Sono tutti allarmi subiti in modo eterodiretto e circolarmente reiterato. I media recitano la giaculatoria della catastrofe, con temi diversi, ma che hanno tutti un comune denominatore: l’attacco alla sopravvivenza di un genere umano perennemente a rischio! È chiaro che una piccola parte della spiegazione di quanto avviene risieda nella necessità dei media, puramente di marketing, di tenere sotto pressione l’opinione pubblica.

Nelle mie lezioni ripeto che niente vende più delle lacrime, del sudore e del sangue. Ma questa “ratio” non è sufficiente. Non c’è bisogno di essere arruolati nel fronte dei “complottisti” per rendersi conto che esiste una regia di questa comunicazione da “dormi preoccupato”.

Inoltre, in questi ultimi anni il fenomeno della censura, neanche tanto implicita e strisciante, ma esplicita e minacciosa, ci ha riportato a epoche del secolo scorso che avremmo voluto non rivivere.

La istituzione di un Ministero della Cultura Popolare di mussoliniana memoria non è stata dichiarata, ma nei fatti attuata, con la motivazione che altrimenti, se si osasse porre in dubbio i temi del mainstream, si minaccerebbe la salvaguardia popolare.

Guai, pertanto, ad alzare il ditino insinuando una dubbiosa domanda: ecco partire le classificazioni di “dietrologo”, “complottista”, “fascista”, “terrorista”, paradossalmente provenienti proprio da “chi lo dice lo è”, come dicono i bimbi. Ma, anche qui, come si vede dato che si ricorre a metodi infantili che dovrebbero ai più essere conosciuti, niente di nuovo.

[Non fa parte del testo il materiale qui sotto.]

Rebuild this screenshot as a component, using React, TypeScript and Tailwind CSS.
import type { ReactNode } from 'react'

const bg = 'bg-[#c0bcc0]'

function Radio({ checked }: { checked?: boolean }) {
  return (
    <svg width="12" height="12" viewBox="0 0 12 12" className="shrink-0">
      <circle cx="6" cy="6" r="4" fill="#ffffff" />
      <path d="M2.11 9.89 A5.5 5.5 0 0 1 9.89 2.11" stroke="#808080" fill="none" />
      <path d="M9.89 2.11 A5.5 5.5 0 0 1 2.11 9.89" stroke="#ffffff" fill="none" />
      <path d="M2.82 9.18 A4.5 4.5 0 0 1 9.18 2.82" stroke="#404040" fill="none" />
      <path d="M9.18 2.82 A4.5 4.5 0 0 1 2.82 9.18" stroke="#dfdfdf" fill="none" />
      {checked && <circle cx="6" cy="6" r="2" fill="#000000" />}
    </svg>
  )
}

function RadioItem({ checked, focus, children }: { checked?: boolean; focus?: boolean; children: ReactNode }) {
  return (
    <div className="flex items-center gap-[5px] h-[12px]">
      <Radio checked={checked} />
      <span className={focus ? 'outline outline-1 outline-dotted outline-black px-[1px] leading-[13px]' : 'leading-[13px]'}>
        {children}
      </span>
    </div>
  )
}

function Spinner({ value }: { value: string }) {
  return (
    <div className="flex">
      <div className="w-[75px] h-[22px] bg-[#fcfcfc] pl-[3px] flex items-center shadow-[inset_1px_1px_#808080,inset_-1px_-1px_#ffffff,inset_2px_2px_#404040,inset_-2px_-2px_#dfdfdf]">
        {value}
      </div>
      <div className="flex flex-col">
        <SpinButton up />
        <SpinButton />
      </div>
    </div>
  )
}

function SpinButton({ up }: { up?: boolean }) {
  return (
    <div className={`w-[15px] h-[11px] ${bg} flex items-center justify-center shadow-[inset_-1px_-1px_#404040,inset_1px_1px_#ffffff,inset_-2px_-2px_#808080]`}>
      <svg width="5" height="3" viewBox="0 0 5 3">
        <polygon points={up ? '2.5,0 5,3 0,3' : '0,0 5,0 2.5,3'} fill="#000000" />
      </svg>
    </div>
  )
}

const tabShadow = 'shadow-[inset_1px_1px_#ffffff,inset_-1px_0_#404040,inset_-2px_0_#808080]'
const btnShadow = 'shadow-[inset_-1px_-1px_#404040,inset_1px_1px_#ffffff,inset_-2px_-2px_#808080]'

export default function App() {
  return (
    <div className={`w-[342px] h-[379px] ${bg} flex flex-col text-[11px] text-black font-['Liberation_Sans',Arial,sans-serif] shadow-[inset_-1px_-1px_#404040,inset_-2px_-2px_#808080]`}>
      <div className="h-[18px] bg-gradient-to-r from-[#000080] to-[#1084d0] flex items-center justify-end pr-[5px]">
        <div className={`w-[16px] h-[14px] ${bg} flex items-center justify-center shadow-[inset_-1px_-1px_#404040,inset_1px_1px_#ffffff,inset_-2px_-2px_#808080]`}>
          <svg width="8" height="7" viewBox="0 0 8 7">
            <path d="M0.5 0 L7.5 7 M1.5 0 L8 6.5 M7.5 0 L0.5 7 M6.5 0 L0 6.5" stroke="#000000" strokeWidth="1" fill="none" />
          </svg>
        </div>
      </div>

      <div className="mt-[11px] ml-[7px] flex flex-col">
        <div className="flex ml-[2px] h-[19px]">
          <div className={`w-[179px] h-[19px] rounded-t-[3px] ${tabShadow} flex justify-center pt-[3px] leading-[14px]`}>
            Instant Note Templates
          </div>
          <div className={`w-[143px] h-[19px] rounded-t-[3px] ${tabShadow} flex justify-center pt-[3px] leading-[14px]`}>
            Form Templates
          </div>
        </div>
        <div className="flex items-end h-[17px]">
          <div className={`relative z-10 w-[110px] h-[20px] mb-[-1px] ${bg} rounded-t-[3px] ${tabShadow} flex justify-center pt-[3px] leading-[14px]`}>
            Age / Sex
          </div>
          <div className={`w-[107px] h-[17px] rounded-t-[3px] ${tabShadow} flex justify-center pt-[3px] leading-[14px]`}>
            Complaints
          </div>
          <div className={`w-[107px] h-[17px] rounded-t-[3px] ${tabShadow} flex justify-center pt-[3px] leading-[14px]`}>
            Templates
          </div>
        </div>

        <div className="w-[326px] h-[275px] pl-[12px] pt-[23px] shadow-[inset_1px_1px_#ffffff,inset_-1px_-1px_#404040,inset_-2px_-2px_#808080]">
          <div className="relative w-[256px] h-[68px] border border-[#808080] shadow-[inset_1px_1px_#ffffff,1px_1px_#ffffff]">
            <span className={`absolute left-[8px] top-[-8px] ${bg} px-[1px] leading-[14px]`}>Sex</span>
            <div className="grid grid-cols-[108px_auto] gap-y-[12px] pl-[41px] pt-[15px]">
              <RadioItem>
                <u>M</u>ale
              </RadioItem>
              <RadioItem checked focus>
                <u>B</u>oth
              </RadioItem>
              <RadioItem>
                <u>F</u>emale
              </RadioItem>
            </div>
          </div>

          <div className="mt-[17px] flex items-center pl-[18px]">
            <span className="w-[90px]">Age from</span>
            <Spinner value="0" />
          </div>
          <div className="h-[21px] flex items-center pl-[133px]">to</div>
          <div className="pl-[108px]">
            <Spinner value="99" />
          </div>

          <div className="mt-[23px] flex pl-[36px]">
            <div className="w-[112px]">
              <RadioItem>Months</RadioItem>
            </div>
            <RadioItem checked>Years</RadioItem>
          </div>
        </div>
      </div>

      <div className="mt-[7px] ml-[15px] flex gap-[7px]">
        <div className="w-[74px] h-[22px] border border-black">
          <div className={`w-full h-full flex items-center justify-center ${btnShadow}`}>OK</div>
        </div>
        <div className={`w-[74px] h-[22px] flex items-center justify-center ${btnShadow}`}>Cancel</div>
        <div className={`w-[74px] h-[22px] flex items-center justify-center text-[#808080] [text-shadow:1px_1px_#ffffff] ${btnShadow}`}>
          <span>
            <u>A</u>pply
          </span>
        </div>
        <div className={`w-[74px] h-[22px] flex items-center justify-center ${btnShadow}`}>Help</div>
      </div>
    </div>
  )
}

Da denunciare c’è invece l’unica reale emergenza di questi anni: quella democratica! E già, perché il popolo è unipolarmente diretto da una comunicazione asservita che gli impedisce di discernere, ipnotizzato com’è dal fenomeno digitale non a caso nelle mani oligopoliste di centrali multinazionali. Non sono quindi ammessi dubbi, incertezze, negazioni. È stata coniata e lanciata in comunicazione una nuova categoria: quella degli “esperti”. Non si capisce bene in che cosa, perché il termine è generico, né quali debbano essere i titoli per essere definiti tali. Ma tant’è, se parlano loro tutti muti e ubbidienti.

Salvo poi che dopo qualche mese altri esperti smentiscono i primi, ma sempre secondo il medesimo obiettivo: la diffusione di angosce collettive per sottomettere il gregge.

Su quale leva agisce il “potere”? Su quella diabolica dell’immaturità spirituale della gente a cui è stata cancellata, con l’ipnosi digitale, la consapevolezza dell’impermanenza di noi tutti, che dovrebbe invece essere innata. Quindi, per sfuggire al gregge e ai suoi pastori, non rimane che una via data dall’evoluzione spirituale, rivoluzione vera di fronte alla quale non c’è processo diabolico che tenga!